WHAT THE EXERCISE ASKS - In the entries below, find every line holding the string "screenshot" and collect it.

STORED RECORDS -

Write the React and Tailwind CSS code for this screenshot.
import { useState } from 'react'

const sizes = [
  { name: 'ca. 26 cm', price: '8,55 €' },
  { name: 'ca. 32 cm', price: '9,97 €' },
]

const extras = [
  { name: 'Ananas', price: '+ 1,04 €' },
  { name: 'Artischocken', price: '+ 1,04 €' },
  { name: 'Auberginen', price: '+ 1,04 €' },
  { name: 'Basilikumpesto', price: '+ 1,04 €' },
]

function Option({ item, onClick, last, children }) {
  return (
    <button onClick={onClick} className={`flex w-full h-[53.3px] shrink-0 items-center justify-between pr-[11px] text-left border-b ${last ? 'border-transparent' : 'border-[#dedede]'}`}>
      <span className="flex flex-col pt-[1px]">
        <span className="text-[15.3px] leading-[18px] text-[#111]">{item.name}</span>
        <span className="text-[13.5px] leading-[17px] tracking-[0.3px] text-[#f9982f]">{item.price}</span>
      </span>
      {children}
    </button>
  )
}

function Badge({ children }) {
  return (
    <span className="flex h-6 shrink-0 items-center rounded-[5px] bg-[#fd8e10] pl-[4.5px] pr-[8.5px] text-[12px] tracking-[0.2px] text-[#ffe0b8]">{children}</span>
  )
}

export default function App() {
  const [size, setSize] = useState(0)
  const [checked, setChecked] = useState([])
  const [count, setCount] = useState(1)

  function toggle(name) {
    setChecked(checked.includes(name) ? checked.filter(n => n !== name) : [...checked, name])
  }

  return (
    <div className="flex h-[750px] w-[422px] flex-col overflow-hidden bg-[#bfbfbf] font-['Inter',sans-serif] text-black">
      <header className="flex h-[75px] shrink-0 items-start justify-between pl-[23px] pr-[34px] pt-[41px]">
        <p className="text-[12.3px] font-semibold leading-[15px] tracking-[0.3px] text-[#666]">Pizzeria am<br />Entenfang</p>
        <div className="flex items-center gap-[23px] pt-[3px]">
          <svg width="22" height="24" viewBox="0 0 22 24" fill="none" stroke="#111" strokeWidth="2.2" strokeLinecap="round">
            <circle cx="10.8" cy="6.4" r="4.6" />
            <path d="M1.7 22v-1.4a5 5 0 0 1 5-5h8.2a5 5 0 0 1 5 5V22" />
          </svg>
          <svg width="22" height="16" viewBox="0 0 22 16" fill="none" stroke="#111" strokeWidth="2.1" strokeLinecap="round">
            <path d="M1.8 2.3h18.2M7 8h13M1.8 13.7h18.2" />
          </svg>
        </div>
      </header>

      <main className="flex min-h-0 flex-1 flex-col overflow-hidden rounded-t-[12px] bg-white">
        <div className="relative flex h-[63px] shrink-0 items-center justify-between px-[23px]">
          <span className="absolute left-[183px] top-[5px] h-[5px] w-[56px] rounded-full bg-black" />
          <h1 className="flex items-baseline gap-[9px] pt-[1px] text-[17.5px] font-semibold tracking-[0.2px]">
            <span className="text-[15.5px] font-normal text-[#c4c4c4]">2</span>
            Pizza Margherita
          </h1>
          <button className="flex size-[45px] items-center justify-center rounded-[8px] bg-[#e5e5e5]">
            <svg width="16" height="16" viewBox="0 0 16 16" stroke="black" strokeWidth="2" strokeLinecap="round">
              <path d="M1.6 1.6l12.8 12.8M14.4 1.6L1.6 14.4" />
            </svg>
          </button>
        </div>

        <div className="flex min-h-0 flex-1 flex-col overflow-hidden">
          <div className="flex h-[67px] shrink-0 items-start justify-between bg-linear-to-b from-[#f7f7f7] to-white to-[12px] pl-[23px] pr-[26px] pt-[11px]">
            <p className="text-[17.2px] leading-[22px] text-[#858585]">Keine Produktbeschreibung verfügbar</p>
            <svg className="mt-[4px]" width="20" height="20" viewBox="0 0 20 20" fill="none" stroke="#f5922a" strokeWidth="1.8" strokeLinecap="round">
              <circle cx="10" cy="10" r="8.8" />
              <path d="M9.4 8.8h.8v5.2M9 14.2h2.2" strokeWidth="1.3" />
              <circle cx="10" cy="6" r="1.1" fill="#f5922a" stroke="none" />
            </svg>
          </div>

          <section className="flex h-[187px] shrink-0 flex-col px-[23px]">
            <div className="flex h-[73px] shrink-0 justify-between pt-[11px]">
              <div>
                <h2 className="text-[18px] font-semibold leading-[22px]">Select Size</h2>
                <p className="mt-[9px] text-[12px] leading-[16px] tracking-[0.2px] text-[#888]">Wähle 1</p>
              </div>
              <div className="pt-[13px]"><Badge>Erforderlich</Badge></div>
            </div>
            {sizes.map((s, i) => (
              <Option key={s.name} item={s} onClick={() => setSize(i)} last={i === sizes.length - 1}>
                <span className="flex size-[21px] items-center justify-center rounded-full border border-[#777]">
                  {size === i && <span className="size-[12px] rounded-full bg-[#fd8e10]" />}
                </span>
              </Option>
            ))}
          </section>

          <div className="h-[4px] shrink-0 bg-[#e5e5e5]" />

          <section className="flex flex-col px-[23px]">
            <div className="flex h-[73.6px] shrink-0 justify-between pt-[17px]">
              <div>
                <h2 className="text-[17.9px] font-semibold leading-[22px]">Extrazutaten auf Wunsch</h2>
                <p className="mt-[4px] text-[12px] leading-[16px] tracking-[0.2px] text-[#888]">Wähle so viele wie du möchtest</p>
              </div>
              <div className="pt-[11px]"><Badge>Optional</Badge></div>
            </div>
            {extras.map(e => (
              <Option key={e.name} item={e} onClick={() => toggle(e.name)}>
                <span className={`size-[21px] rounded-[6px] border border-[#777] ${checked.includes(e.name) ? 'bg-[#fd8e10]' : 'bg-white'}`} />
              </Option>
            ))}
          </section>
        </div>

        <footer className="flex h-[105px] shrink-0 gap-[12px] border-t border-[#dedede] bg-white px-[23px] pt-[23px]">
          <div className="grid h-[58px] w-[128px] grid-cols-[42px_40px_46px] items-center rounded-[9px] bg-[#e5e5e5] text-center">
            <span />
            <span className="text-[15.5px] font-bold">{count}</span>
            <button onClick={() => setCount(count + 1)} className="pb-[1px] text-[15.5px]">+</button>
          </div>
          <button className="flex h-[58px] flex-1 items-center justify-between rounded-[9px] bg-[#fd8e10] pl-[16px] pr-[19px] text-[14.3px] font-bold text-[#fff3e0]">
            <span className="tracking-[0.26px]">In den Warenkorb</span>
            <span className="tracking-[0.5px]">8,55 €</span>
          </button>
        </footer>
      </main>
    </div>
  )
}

==

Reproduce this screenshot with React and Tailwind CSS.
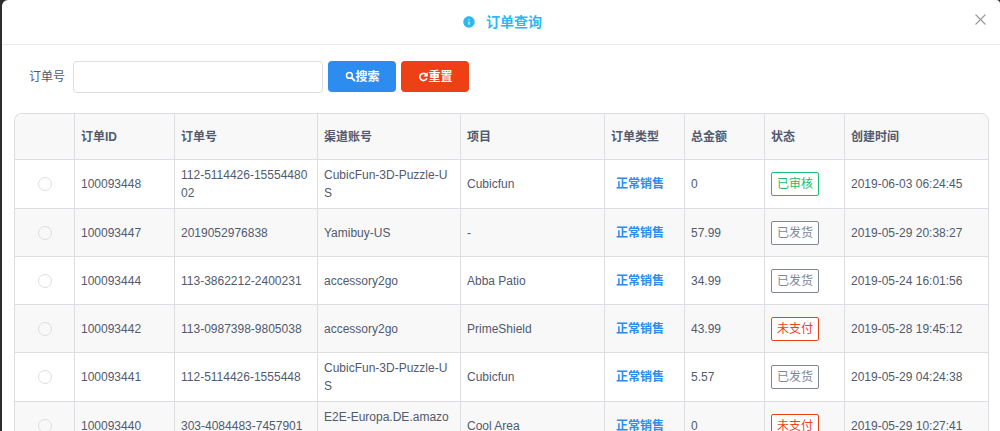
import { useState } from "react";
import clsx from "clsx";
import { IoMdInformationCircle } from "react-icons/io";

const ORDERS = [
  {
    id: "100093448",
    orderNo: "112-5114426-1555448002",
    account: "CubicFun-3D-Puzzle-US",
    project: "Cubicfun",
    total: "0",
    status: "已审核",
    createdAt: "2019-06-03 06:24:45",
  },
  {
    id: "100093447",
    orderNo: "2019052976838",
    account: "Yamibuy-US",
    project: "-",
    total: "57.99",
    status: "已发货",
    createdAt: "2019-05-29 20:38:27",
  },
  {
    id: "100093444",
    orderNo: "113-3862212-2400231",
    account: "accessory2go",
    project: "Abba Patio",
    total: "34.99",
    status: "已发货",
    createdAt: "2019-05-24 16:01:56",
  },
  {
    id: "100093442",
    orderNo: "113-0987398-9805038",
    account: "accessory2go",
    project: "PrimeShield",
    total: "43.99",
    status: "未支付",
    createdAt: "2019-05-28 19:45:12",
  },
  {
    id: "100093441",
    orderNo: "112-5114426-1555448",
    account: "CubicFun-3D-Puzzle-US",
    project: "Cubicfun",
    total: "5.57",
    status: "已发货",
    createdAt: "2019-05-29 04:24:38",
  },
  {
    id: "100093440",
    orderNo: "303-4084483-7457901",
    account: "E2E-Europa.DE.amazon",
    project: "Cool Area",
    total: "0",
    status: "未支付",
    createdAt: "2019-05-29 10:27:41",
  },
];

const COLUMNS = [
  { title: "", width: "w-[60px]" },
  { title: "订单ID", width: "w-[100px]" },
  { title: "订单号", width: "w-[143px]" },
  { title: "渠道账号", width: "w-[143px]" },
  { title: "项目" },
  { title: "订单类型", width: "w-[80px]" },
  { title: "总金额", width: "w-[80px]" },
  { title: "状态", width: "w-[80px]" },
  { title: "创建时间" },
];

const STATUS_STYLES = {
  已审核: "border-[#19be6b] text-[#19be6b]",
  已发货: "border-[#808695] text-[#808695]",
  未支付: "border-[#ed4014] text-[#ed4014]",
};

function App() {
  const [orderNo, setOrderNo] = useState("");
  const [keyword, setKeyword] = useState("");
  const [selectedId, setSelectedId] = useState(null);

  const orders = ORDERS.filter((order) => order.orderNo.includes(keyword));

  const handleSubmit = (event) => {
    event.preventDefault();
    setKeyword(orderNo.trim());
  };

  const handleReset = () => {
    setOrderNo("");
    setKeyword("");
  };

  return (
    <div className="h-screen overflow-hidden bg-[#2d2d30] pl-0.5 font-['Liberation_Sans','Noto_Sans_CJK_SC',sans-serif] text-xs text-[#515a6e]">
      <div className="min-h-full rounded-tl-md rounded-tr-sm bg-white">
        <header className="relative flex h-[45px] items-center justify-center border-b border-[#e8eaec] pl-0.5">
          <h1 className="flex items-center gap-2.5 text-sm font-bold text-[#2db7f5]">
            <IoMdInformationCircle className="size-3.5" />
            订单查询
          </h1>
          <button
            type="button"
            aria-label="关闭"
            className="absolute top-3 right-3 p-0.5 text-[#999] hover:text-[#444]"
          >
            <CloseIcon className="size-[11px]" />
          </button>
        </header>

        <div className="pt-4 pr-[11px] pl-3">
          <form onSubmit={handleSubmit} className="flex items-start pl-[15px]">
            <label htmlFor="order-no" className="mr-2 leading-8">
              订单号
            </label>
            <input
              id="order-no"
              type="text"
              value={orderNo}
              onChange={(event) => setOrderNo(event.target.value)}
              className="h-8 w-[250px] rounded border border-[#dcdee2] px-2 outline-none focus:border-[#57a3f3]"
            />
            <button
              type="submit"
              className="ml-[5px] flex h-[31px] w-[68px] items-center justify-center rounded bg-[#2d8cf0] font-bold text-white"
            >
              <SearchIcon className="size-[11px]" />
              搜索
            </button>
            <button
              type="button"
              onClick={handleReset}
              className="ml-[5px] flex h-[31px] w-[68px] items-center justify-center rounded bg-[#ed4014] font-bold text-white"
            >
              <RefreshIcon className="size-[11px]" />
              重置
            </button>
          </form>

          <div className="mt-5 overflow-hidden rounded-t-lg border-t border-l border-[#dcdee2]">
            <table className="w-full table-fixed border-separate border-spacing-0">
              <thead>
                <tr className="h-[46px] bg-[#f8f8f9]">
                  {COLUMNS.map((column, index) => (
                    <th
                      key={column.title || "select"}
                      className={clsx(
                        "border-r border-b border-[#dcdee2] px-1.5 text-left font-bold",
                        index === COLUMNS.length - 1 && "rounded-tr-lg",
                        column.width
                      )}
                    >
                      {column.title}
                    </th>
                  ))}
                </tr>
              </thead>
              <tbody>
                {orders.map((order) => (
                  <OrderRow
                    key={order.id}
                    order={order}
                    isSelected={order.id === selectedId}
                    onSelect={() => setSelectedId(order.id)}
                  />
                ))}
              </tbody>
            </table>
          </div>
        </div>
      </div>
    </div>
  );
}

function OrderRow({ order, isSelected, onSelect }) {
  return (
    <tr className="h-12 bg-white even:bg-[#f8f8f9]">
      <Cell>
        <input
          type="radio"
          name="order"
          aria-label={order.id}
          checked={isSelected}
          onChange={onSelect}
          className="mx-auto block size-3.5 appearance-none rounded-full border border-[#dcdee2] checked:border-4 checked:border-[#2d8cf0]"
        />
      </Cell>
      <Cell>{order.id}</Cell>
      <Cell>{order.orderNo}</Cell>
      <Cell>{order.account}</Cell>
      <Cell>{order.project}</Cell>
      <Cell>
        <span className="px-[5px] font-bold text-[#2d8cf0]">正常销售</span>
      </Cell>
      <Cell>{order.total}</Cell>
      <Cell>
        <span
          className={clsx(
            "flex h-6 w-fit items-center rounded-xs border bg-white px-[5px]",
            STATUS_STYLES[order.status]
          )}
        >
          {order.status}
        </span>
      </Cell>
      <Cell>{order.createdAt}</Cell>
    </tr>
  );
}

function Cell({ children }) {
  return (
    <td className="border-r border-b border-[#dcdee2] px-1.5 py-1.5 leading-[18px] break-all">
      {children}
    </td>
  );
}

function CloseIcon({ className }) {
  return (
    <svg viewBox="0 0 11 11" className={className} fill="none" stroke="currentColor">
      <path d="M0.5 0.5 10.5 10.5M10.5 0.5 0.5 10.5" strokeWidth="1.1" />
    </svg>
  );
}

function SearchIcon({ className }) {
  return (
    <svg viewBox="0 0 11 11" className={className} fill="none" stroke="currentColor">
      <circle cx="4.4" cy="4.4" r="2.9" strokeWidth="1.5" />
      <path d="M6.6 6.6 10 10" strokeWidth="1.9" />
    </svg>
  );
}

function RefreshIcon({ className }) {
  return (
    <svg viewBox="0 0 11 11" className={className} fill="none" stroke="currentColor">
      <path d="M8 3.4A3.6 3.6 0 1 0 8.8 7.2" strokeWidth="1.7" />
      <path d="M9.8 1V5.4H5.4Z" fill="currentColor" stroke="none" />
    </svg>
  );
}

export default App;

RESULT OF THE TASK -
Write the React and Tailwind CSS code for this screenshot.
Reproduce this screenshot with React and Tailwind CSS.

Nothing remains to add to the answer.